In patients with ischemic heart disease a significant and dose-dependent improvement in total exercise capacity, as well as a significant decrease in the number of anginal episodes and use of short-acting nitrates, has been observed with ivabradine.30 However, the pharmacologic management of patients affected by angina remains challenging as the addition of ivabradine should be considered in symptom-limited patients when heart rate is sub optimally controlled.10 In particular, ivabradine is indicated for the symptomatic treatment of chronic stable angina pectoris in patients with normal sinus rhythm, unable to tolerate or with a contraindication to the use of beta-blockers, or in combination with beta-blockers, whose heart rate is higher than 60 bpm. Given the results of the SIGNIFY it is advisable not to exceed the recommended doses of 5 or 7.5 mg twice daily and to start slow in the elderly where the initial dose should be 2.5 mg twice daily. The dose should be adjusted according to the pharmacodynamic effect on heart rate. Ivabradine should not be seen as an alternative to beta-blockers but rather a treatment to use in association with beta-blockers to maximize the anti-ischemic effect of heart rate reduction as shown by the ASSOCIATE study.

Ivabradine is a valid therapeutic resource for HF with proven long-term benefits.31 The European Society of Cardiology/Heart Failure Association guidelines suggest its use in patients already receiving an ACE-inhibitor, a beta-blocker and, if indicated and tolerated a mineralocorticoid receptor antagonist, in sinus rhythm when the heart rate is >70 bpm. The EMA suggests introducing it in therapy when the heart rate is >75 bpm. The first recommendation is evidence-based and takes into account the results on the cumulative end points of the SHIFT study (Mortality and Hospital Admission) while the EMA recommendation is based on the heart rate threshold above which the drug showed a benefit on overall mortality. Regardless of these differences, ivabradine is extremely effective in improving quality of life and exercise capacity with long-term benefits and should be implemented whenever possible in patients with HF.
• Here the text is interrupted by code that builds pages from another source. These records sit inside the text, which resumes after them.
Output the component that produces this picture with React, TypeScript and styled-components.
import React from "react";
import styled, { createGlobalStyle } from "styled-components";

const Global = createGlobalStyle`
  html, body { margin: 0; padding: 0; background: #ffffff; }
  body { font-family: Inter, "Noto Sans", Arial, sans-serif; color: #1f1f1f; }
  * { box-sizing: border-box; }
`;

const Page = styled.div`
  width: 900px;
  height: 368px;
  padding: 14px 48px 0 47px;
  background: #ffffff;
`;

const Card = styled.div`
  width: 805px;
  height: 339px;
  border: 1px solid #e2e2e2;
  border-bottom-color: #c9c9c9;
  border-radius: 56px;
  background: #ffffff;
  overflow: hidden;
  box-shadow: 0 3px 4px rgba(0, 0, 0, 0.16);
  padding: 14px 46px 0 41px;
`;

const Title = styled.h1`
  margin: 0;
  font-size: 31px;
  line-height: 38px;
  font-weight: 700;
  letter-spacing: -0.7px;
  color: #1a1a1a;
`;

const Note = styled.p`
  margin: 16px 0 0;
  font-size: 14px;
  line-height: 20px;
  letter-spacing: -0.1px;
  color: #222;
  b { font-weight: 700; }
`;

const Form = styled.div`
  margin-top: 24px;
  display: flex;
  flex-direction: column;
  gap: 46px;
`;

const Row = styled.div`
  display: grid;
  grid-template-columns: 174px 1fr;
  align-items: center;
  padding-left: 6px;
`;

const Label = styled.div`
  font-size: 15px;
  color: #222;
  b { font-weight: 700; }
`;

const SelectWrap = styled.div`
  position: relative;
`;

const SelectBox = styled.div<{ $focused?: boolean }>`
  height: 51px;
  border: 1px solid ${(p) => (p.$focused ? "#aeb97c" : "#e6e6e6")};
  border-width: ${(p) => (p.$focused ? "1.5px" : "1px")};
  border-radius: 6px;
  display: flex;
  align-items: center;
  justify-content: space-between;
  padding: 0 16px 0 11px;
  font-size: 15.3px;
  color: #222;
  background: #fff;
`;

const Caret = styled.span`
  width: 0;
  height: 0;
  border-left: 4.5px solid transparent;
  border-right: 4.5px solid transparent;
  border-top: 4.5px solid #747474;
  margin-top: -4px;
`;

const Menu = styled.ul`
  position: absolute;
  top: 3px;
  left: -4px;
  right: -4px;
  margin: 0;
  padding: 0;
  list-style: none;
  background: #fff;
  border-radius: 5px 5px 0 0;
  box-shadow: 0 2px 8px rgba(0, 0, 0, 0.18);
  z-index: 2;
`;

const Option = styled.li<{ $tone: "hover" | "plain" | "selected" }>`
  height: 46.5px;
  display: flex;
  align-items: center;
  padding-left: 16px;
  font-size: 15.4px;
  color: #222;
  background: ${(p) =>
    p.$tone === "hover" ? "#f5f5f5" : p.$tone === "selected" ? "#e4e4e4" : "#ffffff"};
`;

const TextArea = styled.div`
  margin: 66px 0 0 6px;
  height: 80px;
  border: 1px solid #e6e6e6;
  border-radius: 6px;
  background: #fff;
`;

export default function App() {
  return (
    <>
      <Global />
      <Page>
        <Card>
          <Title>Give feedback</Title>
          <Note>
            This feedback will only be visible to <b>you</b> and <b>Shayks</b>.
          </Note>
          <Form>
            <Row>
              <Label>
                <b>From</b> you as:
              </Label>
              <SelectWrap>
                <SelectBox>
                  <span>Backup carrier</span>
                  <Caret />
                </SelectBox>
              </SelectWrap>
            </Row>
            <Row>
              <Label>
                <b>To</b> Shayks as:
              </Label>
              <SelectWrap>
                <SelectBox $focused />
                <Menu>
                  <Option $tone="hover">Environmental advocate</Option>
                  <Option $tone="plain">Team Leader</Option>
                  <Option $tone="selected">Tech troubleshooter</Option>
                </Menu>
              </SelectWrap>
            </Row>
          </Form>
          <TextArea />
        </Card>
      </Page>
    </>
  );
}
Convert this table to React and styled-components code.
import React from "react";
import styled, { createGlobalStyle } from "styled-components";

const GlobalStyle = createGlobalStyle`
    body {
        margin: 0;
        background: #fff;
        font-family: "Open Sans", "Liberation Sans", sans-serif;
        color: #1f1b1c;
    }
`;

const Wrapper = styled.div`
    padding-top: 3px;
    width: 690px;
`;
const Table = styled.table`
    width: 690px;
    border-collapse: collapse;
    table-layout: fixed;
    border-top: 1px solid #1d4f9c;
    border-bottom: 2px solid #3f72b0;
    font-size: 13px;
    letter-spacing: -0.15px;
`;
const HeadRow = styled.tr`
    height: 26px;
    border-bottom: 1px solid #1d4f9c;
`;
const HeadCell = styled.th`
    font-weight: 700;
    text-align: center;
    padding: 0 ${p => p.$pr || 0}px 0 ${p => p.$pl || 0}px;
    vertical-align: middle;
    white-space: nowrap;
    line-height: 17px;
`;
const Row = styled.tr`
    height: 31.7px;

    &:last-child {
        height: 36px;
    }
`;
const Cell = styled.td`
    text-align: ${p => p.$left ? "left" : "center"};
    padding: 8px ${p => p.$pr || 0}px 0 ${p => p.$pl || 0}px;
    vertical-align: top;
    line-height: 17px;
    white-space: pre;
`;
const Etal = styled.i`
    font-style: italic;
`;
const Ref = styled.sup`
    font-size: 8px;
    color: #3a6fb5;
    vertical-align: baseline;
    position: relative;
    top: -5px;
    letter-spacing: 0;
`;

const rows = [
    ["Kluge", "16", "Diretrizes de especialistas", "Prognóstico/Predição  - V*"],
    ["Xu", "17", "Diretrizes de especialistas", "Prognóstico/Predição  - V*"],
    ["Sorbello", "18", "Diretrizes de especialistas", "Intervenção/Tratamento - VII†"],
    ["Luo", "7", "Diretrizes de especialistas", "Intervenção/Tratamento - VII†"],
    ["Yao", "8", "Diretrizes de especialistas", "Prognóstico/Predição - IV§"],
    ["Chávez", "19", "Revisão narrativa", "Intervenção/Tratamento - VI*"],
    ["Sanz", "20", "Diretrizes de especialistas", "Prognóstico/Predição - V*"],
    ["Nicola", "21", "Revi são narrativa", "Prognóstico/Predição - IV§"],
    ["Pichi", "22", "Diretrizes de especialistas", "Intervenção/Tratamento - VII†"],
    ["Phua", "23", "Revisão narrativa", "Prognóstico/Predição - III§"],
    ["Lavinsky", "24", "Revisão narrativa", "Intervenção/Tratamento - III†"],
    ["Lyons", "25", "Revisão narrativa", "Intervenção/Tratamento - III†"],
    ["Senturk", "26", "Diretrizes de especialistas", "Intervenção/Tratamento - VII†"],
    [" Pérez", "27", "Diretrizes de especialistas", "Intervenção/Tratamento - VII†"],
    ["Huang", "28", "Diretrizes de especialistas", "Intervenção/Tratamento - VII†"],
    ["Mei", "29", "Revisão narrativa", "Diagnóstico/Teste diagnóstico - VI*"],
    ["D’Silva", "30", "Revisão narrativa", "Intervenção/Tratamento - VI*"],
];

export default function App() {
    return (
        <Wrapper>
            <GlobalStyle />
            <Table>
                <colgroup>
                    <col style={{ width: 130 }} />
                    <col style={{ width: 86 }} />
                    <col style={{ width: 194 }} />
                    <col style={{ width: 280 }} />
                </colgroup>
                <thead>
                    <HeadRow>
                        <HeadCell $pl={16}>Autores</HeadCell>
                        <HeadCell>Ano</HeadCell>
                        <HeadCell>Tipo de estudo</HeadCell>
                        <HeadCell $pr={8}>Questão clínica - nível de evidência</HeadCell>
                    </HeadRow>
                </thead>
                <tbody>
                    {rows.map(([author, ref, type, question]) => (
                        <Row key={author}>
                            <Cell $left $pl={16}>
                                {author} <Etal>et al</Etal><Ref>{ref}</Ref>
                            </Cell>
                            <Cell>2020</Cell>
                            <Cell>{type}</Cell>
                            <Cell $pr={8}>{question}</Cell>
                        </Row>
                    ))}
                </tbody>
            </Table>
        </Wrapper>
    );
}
Side effects and benefit/risk ratio of ivabradine

The most commonly reported side effects are bradycardia and visual symptoms (phosphenes, or flashing scotomata),32 which are usually temporary and disappear after the drug is stopped. Visual symptoms may appear because some retinal cells also harbor the I(f) current.

On the other hand, as aforementioned, ivabradine has no negative effect on inotropy, does not lead to coronary vasoconstriction, and has no effect on blood pressure.33 Finally, ivabradine shows excellent tolerability and safety also when added to other anti-anginal agents.18 The clinical development plan of ivabradine has shown that the drug, at the approved doses, is effective and safe and has a positive benefit/risk ratio in ischemic heart disease and in HF. In patients with angina, however, recent data from the SIGNIFY study seem to suggest that high dose and fast uptitration may be associated with increased event rates and therefore should be avoided.

Conclusion

Ivabradine is a heart rate reducing agent with added benefits on coronary and peripheral circulation and well-established anti-anginal properties. It is recommended for the treatment of CAD and HF. Short and medium term studies support the use of ivabradine in patients with ischemic heart disease according to the approved doses. However, its benefit/risk ratio is currently under review by the EMA based on the preliminary negative findings from a subgroup of patients of the SIGNIFY trial that tested high dose and fast uptitration of the drug. Future approval by the Food and Drug Administration in the US is also warranted.

The place in therapy of ivabradine in HF is well established and is supported by the evidence of its effect on mortality and hospitalization for HF.

Disclosure

The authors declare that they have no conflicts of interest.